GIVEN EXERCISE ▸ In the listing below, identify each line with the word "styles" and return those lines.
BEGIN SUPPLIED MATERIAL
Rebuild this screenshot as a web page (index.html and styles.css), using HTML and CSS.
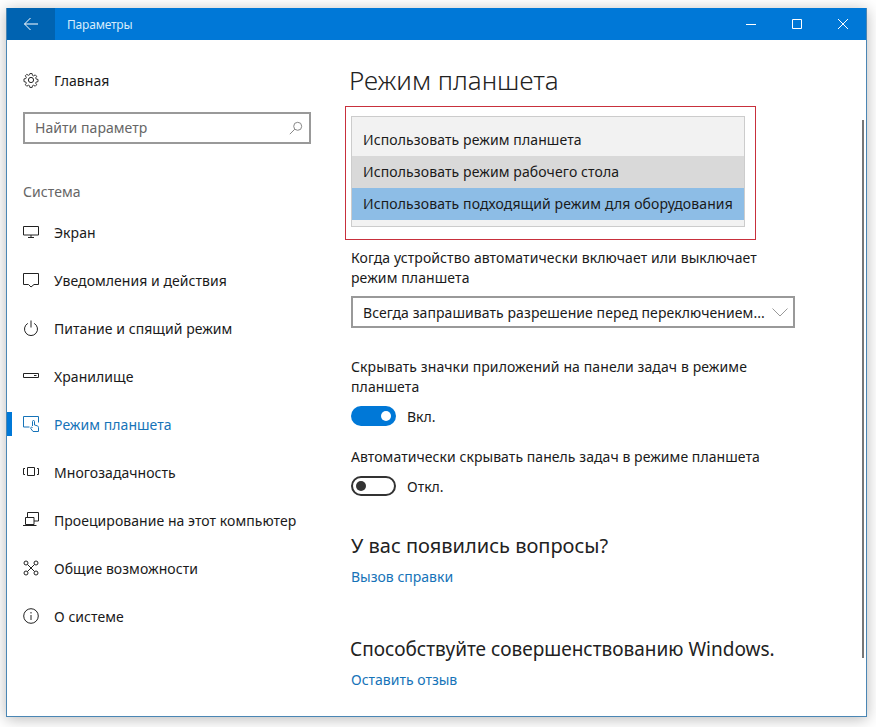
FILE: index.html
```html
<!DOCTYPE html>
<html lang="ru">
<head>
    <meta charset="UTF-8">
    <meta name="viewport" content="width=device-width, initial-scale=1.0">
    <title>Параметры</title>
    <link rel="stylesheet" href="styles.css">
</head>
<body>

<div class="window">
    <div class="titlebar">
        <div class="back-btn">
            <svg width="16" height="14" viewBox="0 0 16 14"><path d="M15 7H1.5M7.5 1 1.5 7l6 6" class="ico-white"/></svg>
        </div>
        <div class="win-title">Параметры</div>
        <div class="win-controls">
            <svg width="12" height="12" viewBox="0 0 12 12"><path d="M1 6.5h10" class="ico-white"/></svg>
            <svg width="12" height="12" viewBox="0 0 12 12"><path d="M1.5 1.5h9v9h-9z" class="ico-white"/></svg>
            <svg width="12" height="12" viewBox="0 0 12 12"><path d="M1 1l10 10M11 1 1 11" class="ico-white"/></svg>
        </div>
    </div>

    <div class="main">
        <div class="sidebar">
            <div class="nav-item">
                <svg class="nav-icon" viewBox="0 0 16 16">
                    <circle cx="8" cy="8" r="2.6"/>
                    <path d="M6.8.8h2.4l.4 2 1.3.6 1.8-1.1 1.6 1.6-1.1 1.8.6 1.3 2 .4v2.4l-2 .4-.6 1.3 1.1 1.8-1.6 1.6-1.8-1.1-1.3.6-.4 2H6.8l-.4-2-1.300-.6-1.800 1.100-1.600-1.600 1.100-1.800-.6-1.300-2-.4V6.800l2-.4.6-1.300-1.100-1.800 1.600-1.600 1.800 1.100 1.300-.6z" transform="translate(.8 .8) scale(.9)"/>
                </svg>
                <span>Главная</span>
            </div>

            <div class="search">
                <span>Найти параметр</span>
                <svg width="14" height="14" viewBox="0 0 14 14"><circle cx="8.7" cy="5.3" r="4"/><path d="M5.8 8.2.8 13.2"/></svg>
            </div>

            <div class="nav-heading">Система</div>

            <div class="nav-item">
                <svg class="nav-icon" viewBox="0 0 16 16"><path d="M.5 2.500h15v8.500H.5zM8 11v2.500M5 13.500h6"/></svg>
                <span>Экран</span>
            </div>
            <div class="nav-item">
                <svg class="nav-icon" viewBox="0 0 16 16"><path d="M.5 1.500h15v11h-4.500L8 15l-2.500-2.500h-5z"/></svg>
                <span>Уведомления и действия</span>
            </div>
            <div class="nav-item">
                <svg class="nav-icon" viewBox="0 0 16 16"><path d="M4.800 3.400a6.500 6.500 0 1 0 6.400 0M8 .5v7"/></svg>
                <span>Питание и спящий режим</span>
            </div>
            <div class="nav-item">
                <svg class="nav-icon" viewBox="0 0 16 16"><path d="M.5 5.500h15v4H.5zM11 7.500h2.500"/></svg>
                <span>Хранилище</span>
            </div>
            <div class="nav-item active">
                <svg class="nav-icon" viewBox="0 0 16 16"><path d="M6.500 11H.5V.5h15v6M9.500 10V5.500a1 1 0 0 1 2 0V9l2.700.8c1 .3 1.300 1 1.300 2v3.700H10L7.800 12.500c-.5-1 .7-1.800 1.700-1"/></svg>
                <span>Режим планшета</span>
            </div>
            <div class="nav-item">
                <svg class="nav-icon" viewBox="0 0 16 16"><path d="M4.500 3.500h7v8h-7zM2 4.500H.5v6H2M14 4.500h1.500v6H14"/></svg>
                <span>Многозадачность</span>
            </div>
            <div class="nav-item">
                <svg class="nav-icon" viewBox="0 0 16 16"><path d="M4.500 5V.5h11v8.500H11M2.500 5.500h8.500v7H2.500zM0 13.500h13.500"/></svg>
                <span>Проецирование на этот компьютер</span>
            </div>
            <div class="nav-item">
                <svg class="nav-icon" viewBox="0 0 16 16"><circle cx="3" cy="3" r="2"/><circle cx="13" cy="3" r="2"/><circle cx="3" cy="13" r="2"/><circle cx="13" cy="13" r="2"/><path d="M4.500 4.500l7 7M11.500 4.500l-7 7"/></svg>
                <span>Общие возможности</span>
            </div>
            <div class="nav-item">
                <svg class="nav-icon" viewBox="0 0 16 16"><circle cx="8" cy="8" r="7.300"/><path d="M8 7v5M8 4v1.500"/></svg>
                <span>О системе</span>
            </div>
        </div>

        <div class="content">
            <h1>Режим планшета</h1>

            <div class="red-box">
                <div class="dropdown-list">
                    <div class="option">Использовать режим планшета</div>
                    <div class="option hovered">Использовать режим рабочего стола</div>
                    <div class="option selected">Использовать подходящий режим для оборудования</div>
                </div>
            </div>

            <p class="label label-first">Когда устройство автоматически включает или выключает<br>режим планшета</p>
            <div class="select">
                <span>Всегда запрашивать разрешение перед переключением...</span>
                <svg width="16" height="9" viewBox="0 0 16 9"><path d="M.5.5 8 8l7.500-7.500"/></svg>
            </div>

            <p class="label label-second">Скрывать значки приложений на панели задач в режиме<br>планшета</p>
            <div class="toggle-row row-on">
                <div class="toggle on"><i></i></div>
                <span>Вкл.</span>
            </div>

            <p class="label label-third">Автоматически скрывать панель задач в режиме планшета</p>
            <div class="toggle-row row-off">
                <div class="toggle off"><i></i></div>
                <span>Откл.</span>
            </div>

            <h2 class="help-title">У вас появились вопросы?</h2>
            <a class="link" href="#">Вызов справки</a>

            <h2 class="improve-title">Способствуйте совершенствованию Windows.</h2>
            <a class="link" href="#">Оставить отзыв</a>

            <div class="scrollbar"></div>
        </div>
    </div>
</div>

</body>
</html>
```

FILE: styles.css
```css
html, body {
    height: 100%;
}

body {
    margin: 0;
    padding: 8px 9px 10px 6px;
    box-sizing: border-box;
    background: #fff;
    overflow: hidden;
    font-family: "Noto Sans", "Open Sans", sans-serif;
    font-size: 14px;
    line-height: 21px;
    color: #1a1a1a;
}

.window {
    height: 100%;
    box-sizing: border-box;
    display: flex;
    flex-direction: column;
    background: #fff;
    border: 1px solid #4a86b4;
    border-top: 0;
    box-shadow: 0 2px 14px rgba(0, 0, 0, 0.28);
}

.titlebar {
    height: 32px;
    flex: none;
    display: flex;
    align-items: center;
    background: #0078d7;
    color: #d8ecfb;
}

.back-btn {
    width: 48px;
    height: 32px;
    display: flex;
    align-items: center;
    justify-content: center;
    background: #0063b1;
}

.win-title {
    margin-left: 12px;
    font-size: 12px;
    letter-spacing: -0.2px;
}

.win-controls {
    margin-left: auto;
    margin-right: 17px;
    display: flex;
    gap: 34px;
}

.ico-white {
    fill: none;
    stroke: #fff;
    stroke-width: 1;
}

.main {
    flex: 1;
    display: flex;
    min-height: 0;
}

.sidebar {
    width: 344px;
    flex: none;
    padding-top: 16px;
    box-sizing: border-box;
    letter-spacing: 0.05px;
}

.nav-item {
    position: relative;
    height: 48px;
    display: flex;
    align-items: center;
    padding-left: 16px;
    gap: 15px;
}

.nav-item.active {
    color: #1673b8;
}

.nav-item.active::before {
    content: "";
    position: absolute;
    left: 0;
    top: 12px;
    width: 5px;
    height: 24px;
    background: #0078d7;
}

.nav-icon {
    width: 16px;
    height: 16px;
    flex: none;
    fill: none;
    stroke: #222;
    stroke-width: 1;
}

.active .nav-icon {
    stroke: #1673b8;
}

.search {
    margin: 8px 0 0 16px;
    width: 288px;
    height: 32px;
    box-sizing: border-box;
    border: 2px solid #999;
    padding: 0 6px 1px 10px;
    display: flex;
    align-items: center;
    justify-content: space-between;
    color: #666;
}

.search svg {
    fill: none;
    stroke: #888;
}

.nav-heading {
    margin: 37px 0 6px 16px;
    color: #666;
}

.content {
    position: relative;
    flex: 1;
    padding-top: 24px;
}

h1 {
    margin: 0 0 0 -2px;
    font-size: 26px;
    font-weight: 300;
    line-height: 32px;
    color: #222;
}

.red-box {
    width: 394px;
    margin: 10px 0 0 -6px;
    padding: 9px 10px 12px 5px;
    border: 1px solid #c8303c;
}

.dropdown-list {
    border: 1px solid #ccc;
    background: #f2f2f2;
    padding: 7px 0 6px;
}

.option {
    height: 32px;
    line-height: 32px;
    padding-left: 11px;
    letter-spacing: 0.11px;
}

.option.hovered {
    background: #d9d9d9;
}

.option.selected {
    background: #8dbde6;
}

.label {
    margin: 0;
    line-height: 20px;
    letter-spacing: 0.1px;
}

.label-first {
    margin-top: 8px;
}

.label-second {
    margin-top: 29px;
}

.label-third {
    margin-top: 21px;
    letter-spacing: 0.06px;
}

.select {
    margin-top: 8px;
    width: 444px;
    height: 32px;
    box-sizing: border-box;
    border: 2px solid #999;
    padding: 0 5px 0 10px;
    display: flex;
    align-items: center;
    justify-content: space-between;
    letter-spacing: 0.08px;
}

.select svg {
    fill: none;
    stroke: #999;
}

.toggle-row {
    display: flex;
    align-items: center;
    gap: 11px;
    height: 20px;
}

.row-on {
    margin-top: 9px;
}

.row-off {
    margin-top: 9px;
}

.toggle {
    width: 45px;
    height: 20px;
    box-sizing: border-box;
    border-radius: 10px;
    display: flex;
    align-items: center;
    padding: 0 5px;
}

.toggle i {
    width: 10px;
    height: 10px;
    border-radius: 50%;
}

.toggle.on {
    background: #0078d7;
    justify-content: flex-end;
}

.toggle.on i {
    background: #fff;
}

.toggle.off {
    border: 2px solid #333;
    padding: 0 3px;
}

.toggle.off i {
    background: #333;
}

h2 {
    margin: 0;
    font-size: 20px;
    font-weight: 400;
    line-height: 28px;
    color: #222;
}

.help-title {
    margin-top: 36px;
}

.improve-title {
    margin: 48px 0 0 -1px;
    font-size: 19px;
}

.link {
    display: block;
    margin-top: 6px;
    color: #1673b8;
    text-decoration: none;
}

.scrollbar {
    position: absolute;
    right: 2px;
    top: 80px;
    width: 2px;
    height: 538px;
    background: #777;
}
```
END SUPPLIED MATERIAL
RESPONSE ▸
Rebuild this screenshot as a web page (index.html and styles.css), using HTML and CSS.
    <link rel="stylesheet" href="styles.css">
FILE: styles.css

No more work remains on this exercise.